Tapi bagaimana menurut bapak mengenai sosial media. Tidakkah HP dan sosial media menjadi faktor lebih berpengaruh demotivator siswa belajar?
Bagaimana dg Pengaruh game online, notabene dulu game belum semasif sekarang
@@neliana7115 setuju.
@@AbdulKadir68 siswa itu bersemangat kalau gurunya kreatif dan bisa memotivasi. Kekurangan guru kita. Ga suka baca buku filsafat keilmuan. Bahkan asal usul ilmu yang sedang bahas tidak pernah diterangkan . Guru kurang referensi akhirnya muridnya bosan
UN membuat siswa belajar. Yang kita butuhkan saat ini, siswa mau belajar.
Ujian sekolah.. apapun namanya; ujian akhir sekolah, ujian pertengahan semester, ujian pra semester, ujian kenaikan kelas.. dstnya,..itu sangat penting sekali untuk mengukur kemampuan kognitif,motorik,... apakah siswa itu sdh mencapai target capaian nilai minimum atau belum,...sehingga kita dapat melihat ,mendata.. kualitas pendidikan anak didik kita k depannya.
Mantap, kalo UN seperti tahun2 yg lalu hanya nyentuh kognitif saja..sdangkan afektif, dan psikomotorik tidak tersentuh sama skali...

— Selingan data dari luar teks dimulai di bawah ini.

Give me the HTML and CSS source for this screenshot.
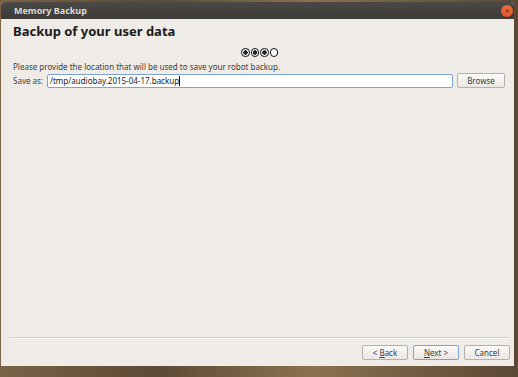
FILE: index.html
```html
<!DOCTYPE html>
<html lang="en">
<head>
  <meta charset="UTF-8">
  <title>Memory Backup</title>
  <link rel="stylesheet" href="styles.css">
</head>
<body>

  <div class="window">
    <div class="titlebar">
      <span class="title">Memory Backup</span>
      <span class="close">&#215;</span>
    </div>

    <div class="content">
      <div class="heading">Backup of your user data</div>

      <div class="steps">
        <span class="dot done"></span>
        <span class="dot done"></span>
        <span class="dot done"></span>
        <span class="dot"></span>
      </div>

      <div class="hint">Please provide the location that will be used to save your robot backup.</div>

      <div class="save-row">
        <label class="save-label">Save as:</label>
        <div class="path-input">/tmp/audiobay.2015-04-17.backup<span class="caret"></span></div>
        <button class="btn browse">Browse</button>
      </div>

      <div class="spacer"></div>

      <div class="separator"></div>

      <div class="btns">
        <button class="btn">&lt; <u>B</u>ack</button>
        <button class="btn btn-default"><u>N</u>ext &gt;</button>
        <button class="btn">Cancel</button>
      </div>
    </div>
  </div>

</body>
</html>
```

FILE: styles.css
```css
* {
  box-sizing: border-box;
  font-family: 'Noto Sans', 'DejaVu Sans', sans-serif;
}

body {
  margin: 0;
  width: 518px;
  height: 377px;
  background: linear-gradient(to right, #7a6346, #5d4a35 30%, #8a7150 60%, #5b4834);
  overflow: hidden;
}

.window {
  margin: 2px 4px 0 1px;
  height: 364px;
  display: flex;
  flex-direction: column;
  background: #efebe7;
  border-radius: 4px 4px 0 0;
  overflow: hidden;
}

.titlebar {
  height: 17px;
  background: linear-gradient(to bottom, #4a4945, #3c3b37);
  display: flex;
  align-items: center;
  justify-content: space-between;
  padding: 0 1px 0 13px;
  color: #dfdbd2;
  font-size: 9px;
  font-weight: bold;
}

.close {
  width: 12px;
  height: 12px;
  border-radius: 50%;
  background: radial-gradient(circle at 50% 35%, #f47a4a, #d9481c);
  color: #8a2a0c;
  font-size: 9px;
  line-height: 12px;
  text-align: center;
}

.content {
  flex: 1;
  display: flex;
  flex-direction: column;
  padding: 2px 4px 6px 12px;
  color: #3c3c3c;
  font-size: 8px;
}

.heading {
  font-size: 13px;
  font-weight: bold;
  color: #1a1a1a;
  height: 20px;
  line-height: 20px;
}

.steps {
  display: flex;
  justify-content: center;
  gap: 1px;
  margin: 7px 0 0 -4px;
  height: 9px;
}

.dot {
  width: 8.5px;
  height: 8.5px;
  border-radius: 50%;
  border: 1.5px solid #111;
  background: #fff;
}

.dot.done {
  background: radial-gradient(circle, #222 0 2px, #fff 2.4px);
}

.hint {
  margin-top: 4px;
  line-height: 11px;
}

.save-row {
  display: flex;
  align-items: center;
  gap: 4px;
  margin-top: 1px;
  height: 15px;
}

.save-label {
  width: 30px;
}

.path-input {
  flex: 1;
  height: 14px;
  line-height: 12px;
  padding: 0 2px;
  background: #fff;
  border: 1px solid #7ba3d4;
  border-radius: 2px;
  color: #222;
}

.caret {
  display: inline-block;
  width: 1px;
  height: 10px;
  background: #000;
  vertical-align: middle;
}

.btn {
  height: 15px;
  padding: 0;
  font-size: 8px;
  color: #3c3c3c;
  background: linear-gradient(to bottom, #fbfaf9, #eae7e3);
  border: 1px solid #b6b1aa;
  border-radius: 2px;
}

.browse {
  width: 48px;
  margin-right: 5px;
}

.spacer {
  flex: 1;
}

.separator {
  height: 2px;
  margin: 0 0 6px -4px;
  border-top: 1px solid #d4cfca;
  border-bottom: 1px solid #faf8f6;
}

.btns {
  display: flex;
  justify-content: flex-end;
  gap: 5px;
}

.btns .btn {
  width: 46px;
}

.btn-default {
  border-color: #7ba3d4;
}
```
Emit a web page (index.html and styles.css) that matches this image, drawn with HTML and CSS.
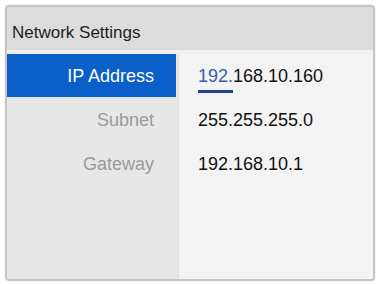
FILE: index.html
```html
<!DOCTYPE html>
<html lang="en">
<head>
    <meta charset="UTF-8">
    <meta name="viewport" content="width=device-width, initial-scale=1.0">
    <title>Network Settings</title>
    <link rel="stylesheet" href="styles.css">
</head>
<body>
    <!-- Network settings panel -->
    <div class="panel">
        <div class="panel-header">Network Settings</div>
        <div class="panel-body">
            <div class="labels">
                <div class="row label active">IP Address</div>
                <div class="row label">Subnet</div>
                <div class="row label">Gateway</div>
            </div>
            <div class="values">
                <div class="row value"><span class="edit">192.</span>168.10.160</div>
                <div class="row value">255.255.255.0</div>
                <div class="row value">192.168.10.1</div>
            </div>
        </div>
    </div>
</body>
</html>
```

FILE: styles.css
```css
body {
    margin: 0;
    padding: 5px;
    background: #ffffff;
    font-family: "Liberation Sans", Arial, sans-serif;
}
.panel {
    width: 370px;
    height: 276px;
    box-sizing: border-box;
    border: 2px solid #c4c4c4;
    border-radius: 4px;
    overflow: hidden;
    display: flex;
    flex-direction: column;
    box-shadow: 0 0 2px rgba(0, 0, 0, 0.15);
}
.panel-header {
    height: 47px;
    box-sizing: border-box;
    padding: 8px 0 0 5px;
    display: flex;
    align-items: center;
    background: #dcdcdc;
    color: #1e1e1e;
    font-size: 17px;
    border-bottom: 4px solid #f1f0ec;
}
.panel-body {
    flex: 1;
    display: flex;
}
.labels {
    width: 171px;
    background: #e7e7e7;
    border-right: 1px solid #dedede;
    box-shadow: 1px 0 2px rgba(0, 0, 0, 0.06);
}
.values {
    flex: 1;
    background: #f3f3f3;
}
.row {
    height: 44px;
    line-height: 44px;
    font-size: 18px;
}
.label {
    width: 169px;
    box-sizing: border-box;
    padding-right: 22px;
    text-align: right;
    color: #9a9a9a;
}
.label.active {
    height: 43px;
    margin-bottom: 1px;
    background: #0b5fc9;
    color: #ffffff;
}
.value {
    padding-left: 19px;
    color: #111111;
}
.edit {
    display: inline-block;
    line-height: normal;
    padding-bottom: 3px;
    border-bottom: 3px solid #23408c;
    color: #3a5ea6;
}
```
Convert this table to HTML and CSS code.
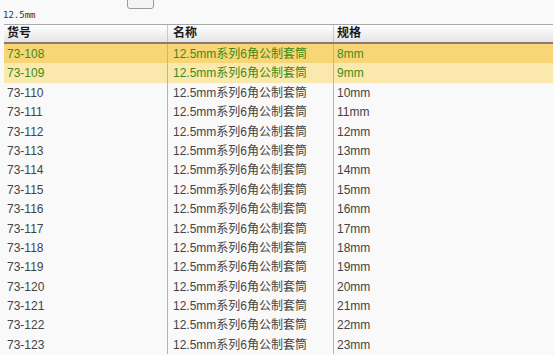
FILE: index.html
```html
<!DOCTYPE html>
<html>
<head>
<meta charset="utf-8">
<link rel="stylesheet" href="styles.css">
</head>
<body>
<div class="topbar"><span class="btn"></span></div>
<div class="caption">12.5mm</div>
<div class="grid">
  <div class="row head"><div class="c c1">货号</div><div class="c c2">名称</div><div class="c c3">规格</div></div>
  <div class="row sel1"><div class="c c1">73-108</div><div class="c c2">12.5mm系列6角公制套筒</div><div class="c c3">8mm</div></div>
  <div class="row sel2"><div class="c c1">73-109</div><div class="c c2">12.5mm系列6角公制套筒</div><div class="c c3">9mm</div></div>
  <div class="row"><div class="c c1">73-110</div><div class="c c2">12.5mm系列6角公制套筒</div><div class="c c3">10mm</div></div>
  <div class="row"><div class="c c1">73-111</div><div class="c c2">12.5mm系列6角公制套筒</div><div class="c c3">11mm</div></div>
  <div class="row"><div class="c c1">73-112</div><div class="c c2">12.5mm系列6角公制套筒</div><div class="c c3">12mm</div></div>
  <div class="row"><div class="c c1">73-113</div><div class="c c2">12.5mm系列6角公制套筒</div><div class="c c3">13mm</div></div>
  <div class="row"><div class="c c1">73-114</div><div class="c c2">12.5mm系列6角公制套筒</div><div class="c c3">14mm</div></div>
  <div class="row"><div class="c c1">73-115</div><div class="c c2">12.5mm系列6角公制套筒</div><div class="c c3">15mm</div></div>
  <div class="row"><div class="c c1">73-116</div><div class="c c2">12.5mm系列6角公制套筒</div><div class="c c3">16mm</div></div>
  <div class="row"><div class="c c1">73-117</div><div class="c c2">12.5mm系列6角公制套筒</div><div class="c c3">17mm</div></div>
  <div class="row"><div class="c c1">73-118</div><div class="c c2">12.5mm系列6角公制套筒</div><div class="c c3">18mm</div></div>
  <div class="row"><div class="c c1">73-119</div><div class="c c2">12.5mm系列6角公制套筒</div><div class="c c3">19mm</div></div>
  <div class="row"><div class="c c1">73-120</div><div class="c c2">12.5mm系列6角公制套筒</div><div class="c c3">20mm</div></div>
  <div class="row"><div class="c c1">73-121</div><div class="c c2">12.5mm系列6角公制套筒</div><div class="c c3">21mm</div></div>
  <div class="row"><div class="c c1">73-122</div><div class="c c2">12.5mm系列6角公制套筒</div><div class="c c3">22mm</div></div>
  <div class="row"><div class="c c1">73-123</div><div class="c c2">12.5mm系列6角公制套筒</div><div class="c c3">23mm</div></div>
</div>
</body>
</html>
```

FILE: styles.css
```css
html, body {
  margin: 0;
  padding: 0;
  background: #f9f9f9;
  overflow: hidden;
}
body {
  font-family: "Liberation Sans", "Noto Sans CJK SC", sans-serif;
  font-size: 12px;
  color: #444;
}
.topbar {
  height: 9px;
  overflow: hidden;
  padding-left: 127px;
}
.btn {
  display: block;
  width: 25px;
  height: 20px;
  margin-top: -13px;
  border: 1px solid #9a9a9a;
  border-radius: 3px;
  background: #f4f4f4;
}
.caption {
  font-family: "DejaVu Sans Mono", "Liberation Mono", monospace;
  font-size: 9px;
  line-height: 12px;
  height: 15px;
  padding-left: 3px;
  box-sizing: border-box;
  color: #333333;
}
.grid {
  margin-left: 4px;
  margin-right: 1px;
}
.row {
  display: grid;
  grid-template-columns: 164px 166px 1fr;
  height: 19.4px;
  line-height: 20px;
  white-space: nowrap;
}
.c {
  border-right: 1px solid #b4b4b4;
  overflow: hidden;
}
.c3 { border-right: none; padding-left: 3px; }
.c1 { padding-left: 3px; }
.c2 { padding-left: 5px; }
.head {
  height: 20px;
  line-height: 17px;
  border-top: 1px solid #a8a8a8;
  border-bottom: 2px solid #8a7a72;
  background: linear-gradient(#ffffff, #e4e4e4);
  font-weight: bold;
  color: #1a1a1a;
  box-sizing: border-box;
}
.head .c { border-right-color: #c8c8c8; }
.sel1 {
  background: #f8d678;
  color: #3f8a14;
}
.sel2 {
  background: #fbe8ad;
  color: #3f8a14;
}
```
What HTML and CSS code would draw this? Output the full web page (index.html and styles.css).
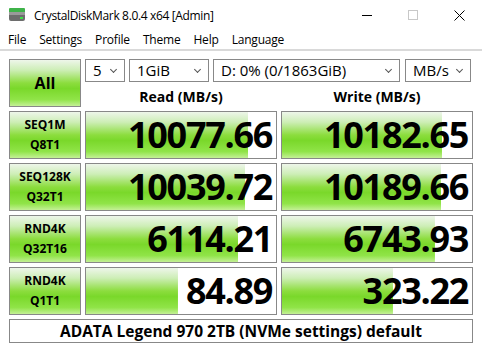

betul seklai setuju,,gaungkan mas,,mari raaikan disosmed untuk kembali lagi ke ujian nasional...UKURANYA JELAS..
UN berbeda dengan us, UTS, UAS. Duh ini pasti bukan guru
iya memang tapi solutif untuk menjawab permasalahn terkait ketersediaan sarana prasarana nya gimana? dan ini konteksnya UN yang mana standarisasi untuk seluruh angkatan sekolah
Tapi setidaknya anak lebih greget dal5 belajar secara umum, jika ada UN
Ini bukan soal UN nya tapi ini adalah soal kesadaran akan penting nya belajar.. Indonesia masih belum tahap sadar untuk mau belajar maka perlu adanya UN agar mau belajar
Un justru membuat anak semakin bodoh
cukup dengan perbaiki sistem kenaikan kelas kang
Bettuull
jujur sih saya sangat setuju di adakan UN agar anak² tidak menganggap sepele dalam belajar
@@mocha7348 NAIK kelas di sekolah belum bisa dijadikan standar kemampuan minimum Nasional. beda sekolah beda ukuran standarnya. Harus ada ukuran nasional maupun regionla . Biar gak malu di tataran Internasional seperti indeks PISA dalam dunia pendididkan.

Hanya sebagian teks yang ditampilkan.